Bigger BRICS – The Core IAS

Bigger BRICS


  • The Johannesburg declaration, issued after the BRICS summit, said Argentina, Egypt, Ethiopia, Iran, Saudi Arabia and the United Arab Emirates (UAE) had been invited to become full members from 2024.

Origin of BRICS

  • Five of the largest developing countries of the world, representing around 41 per cent of the global population, around 24 per cent of the global GDP, and around 16 per cent of global trade.
  • The acronym BRIC was first used in 2001 by Jim O’Neill.
  • The grouping was formalised during the first meeting of BRIC Foreign Ministers on the margins of the UNGA in New York in 2006.


  • The Johannesburg declaration said that BRICS had reached a consensus on the guiding principles, standards, criteria and procedures of the expansion process, but these have not been made public.
  • India has strategic partnerships with four of the new six members – Saudi Arabia, UAE, Iran and Egypt.
  • By growing to a size of 11 members, BRICS has become larger than ASEAN (10 members) and Shanghai Cooperation Organisation (9).
  • But while many portrayed the new expanded grouping as an alternative to western blocs like the G7, India doesn’t view this as an “anti-West” grouping.
  • The new entrants are emerging economies with the potential to scale up. Many belong to the Global South or the developing countries, and want to hedge their bets in the increasingly polarised geopolitical landscape.

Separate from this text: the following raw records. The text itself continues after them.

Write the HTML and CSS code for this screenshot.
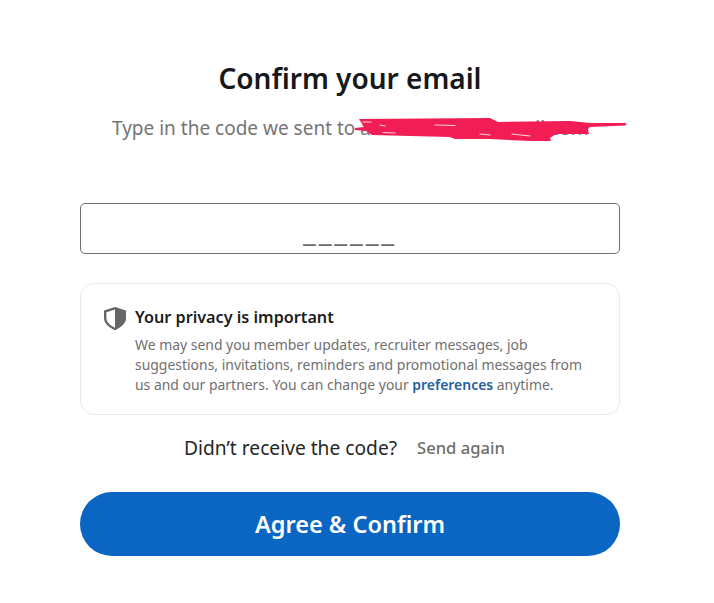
FILE: index.html
```html
<!DOCTYPE html>
<html lang="en">
<head>
<meta charset="utf-8">
<title>Confirm your email</title>
<link rel="stylesheet" href="styles.css">
</head>
<body>
<main class="page">
  <h1 class="title">Confirm your email</h1>
  <div class="subtitle-row">
    <p class="subtitle">Type in the code we sent to a•••••••••••••••••••••••il.com</p>
    <svg class="scribble" viewBox="355 112 280 36" width="280" height="36" aria-hidden="true">
      <path class="scribble-fill" d="M359 119 L490 118 L498 122 L570 121 L590 123 L625 123 Q628 124 625 125.5 L590 127 L588 129 L589 134 L556 134 L550 138 L551 141 L530 141 L490 139 L455 139 L450 137 L410 136 L372 135 L366 131 L355 130 L355 128 L364 127 Z"/>
      <path class="scribble-gap" d="M363 122 L371 122 M380 125 L385 126 M383 132.500 L395 133 M435 125 L455 125.500 M480 134 L490 135 M512 134 L530 136"/>
    </svg>
  </div>
  <div class="code-input"><span class="code-mask">______</span></div>
  <section class="notice">
    <svg class="shield" viewBox="0 0 24 24" width="24" height="24" aria-hidden="true">
      <path class="shield-body" fill-rule="evenodd" d="M12 1 L23 4.600 V12 C23 17.600 18 21 12 24.500 C6 21 1 17.600 1 12 V4.600 Z M12 3.600 L3.400 6.200 V12 C3.400 16.300 7.200 19.200 12 21.800 Z"/>
    </svg>
    <div class="notice-body">
      <h2 class="notice-title">Your privacy is important</h2>
      <p class="notice-text">We may send you member updates, recruiter messages, job suggestions, invitations, reminders and promotional messages from us and our partners. You can change your <a class="notice-link" href="#">preferences</a> anytime.</p>
    </div>
  </section>
  <div class="resend">
    <span class="resend-label">Didn’t receive the code?</span>
    <a class="resend-link" href="#">Send again</a>
  </div>
  <button class="submit" type="button">Agree &amp; Confirm</button>
</main>
</body>
</html>
```
FILE: styles.css
```css
* { box-sizing: border-box; }
html, body { margin: 0; padding: 0; background: #fff; }
body { font-family: "Noto Sans", "Open Sans", "Liberation Sans", sans-serif; color: #1a1a1a; }
.page { width: 540px; margin: 0 0 0 80px; padding-top: 59px; display: flex; flex-direction: column; }
.title { margin: 0; font-size: 28px; line-height: 38px; font-weight: 600; text-align: center; color: #16181a; }
.subtitle-row { position: relative; margin-top: 19px; height: 24px; }
.subtitle { margin: 0; padding-left: 32px; font-size: 19px; line-height: 24px; color: #757575; white-space: nowrap; }
.scribble { position: absolute; left: 275px; top: -4px; }
.scribble-fill { fill: #f21d55; }
.scribble-gap { fill: none; stroke: #fbd5df; stroke-width: 1.200; stroke-linecap: round; }
.code-input { margin-top: 63px; height: 51px; padding-bottom: 14px; border: 1.500px solid #6e6e6e; border-radius: 5px; display: flex; justify-content: center; align-items: flex-end; }
.code-mask { font-size: 29px; line-height: 18px; letter-spacing: 2.800px; color: #6a6a6a; }
.notice { margin-top: 29px; height: 132px; padding: 21px 20px 0 22px; border: 1px solid #ebebeb; border-radius: 14px; display: flex; gap: 8px; }
.shield { flex: none; margin-top: 1px; }
.shield-body { fill: #666; }
.notice-body { min-width: 0; }
.notice-title { margin: 0; font-size: 16.200px; line-height: 24px; font-weight: 600; color: #1c1c1c; }
.notice-text { margin: 6px 0 0; font-size: 13.950px; line-height: 20px; color: #707070; }
.notice-link { color: #23609f; font-weight: 600; text-decoration: none; }
.resend { margin-top: 18px; height: 28px; display: flex; justify-content: center; align-items: center; gap: 20px; }
.resend-label { font-size: 19.200px; color: #262626; }
.resend-link { padding-right: 11px; font-size: 16.600px; font-weight: 500; color: #6f6f6a; text-decoration: none; }
.submit { margin-top: 31px; height: 64px; border: 0; border-radius: 32px; background: #0a66c2; color: #fff; font: 600 23.500px "Noto Sans", "Open Sans", sans-serif; }
```
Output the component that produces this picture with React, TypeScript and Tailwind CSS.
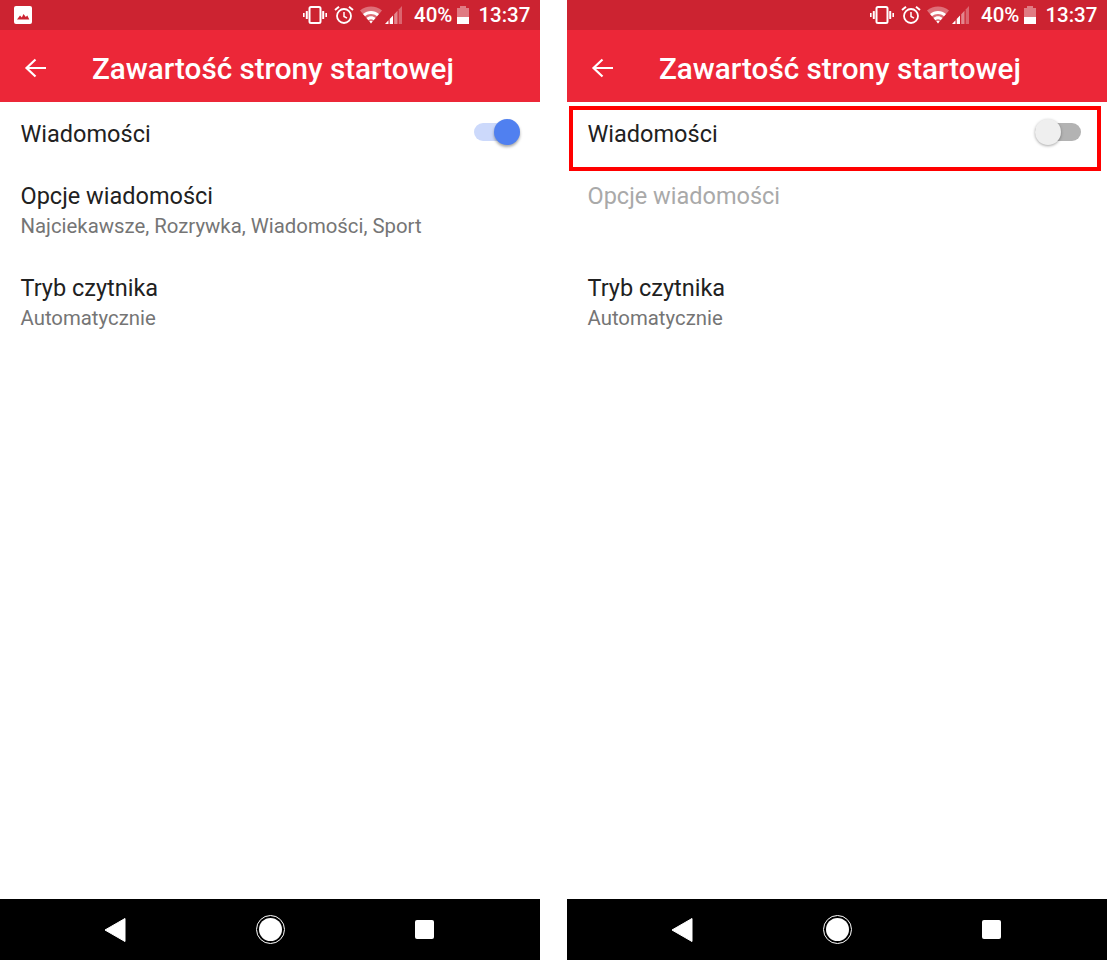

Countries from Africa and Latin America

  • From Latin America, despite Brazil’s reluctance, regional rival Argentina was selected as a new member. With a Gross Domestic Product (GDP) of approximately US$610 billion, Argentina is one of the largest economies in Latin America.
  • From Africa, Ethiopia and Egypt made the cut, over Nigeria, Algeria and Senegal.
  • According to the World Bank, Ethiopia is the second most populous nation in Africa after Nigeria, and one of the fastest-growing economies in the region, with an estimated 6.4% growth in FY 2021/22.
  • Egypt occupies a crucial geo-strategic location — 12 per cent of global trade passes through the Suez Canal — and is a key player in the region. An important economic powerhouse, it is an emerging economy with reforms brought in by the government.
  • But both Argentina and Egypt have strong economic dependency ties with China.

Countries from Asia

  • Saudi Arabia and UAE are strong partners of the US, and along with Egypt, have close ties with US.
  • Iran, which has had a complicated relationship with the US, has been wooed by China in recent years. 
  • The inclusion of Saudi Arabia and the UAE is expected to lead to more mobilisation of financial resources for the New Development Bank, the BRICS alternative for developing countries.
  • By including these four, BRICS has also addressed the question that no Muslim-majority country is in the grouping.
  • Saudi Arabia, UAE, Iran, Egypt and Ethiopia share a common regional space. This might give salience to the West Asian and North African region, and the rivalries and geopolitical tensions here might play out in the grouping as well.
  • These contradictions within the member countries could limit the potential of BRICS.

Russia, China’s stakes

  • China is seen as trying to build its own bloc against the Western powers. But India has maintained that decisions have to be made “through consensus” — the guiding principle in the grouping — so that it is not completely led by China.
  • This inclusion of six members has been projected as the first phase of the expansion, which leaves room for a second phase.
  • Russia, the other major player in the grouping, will host the next BRICS summit in Kazan in 2024. An expanded grouping of 11 members attending will work for Moscow, which has been facing diplomatic isolation. It will use the opportunity to portray Russia’s relevance despite Western pressures.
  • For India, the Chinese challenge remains the most pertinent. India has the unenviable task of guarding against the grouping being swayed by China, which wants to pack it with countries indebted to China. 


  • For now, the name of BRICS will remain the same, since officials feel it is a brand in itself. There were jokes during the negotiations on whether the grouping should be renamed ‘Wall’. But the Chinese were fine with the current name, as they call the grouping ‘Jin Zhuan’ in Mandarin, which means ‘golden bricks.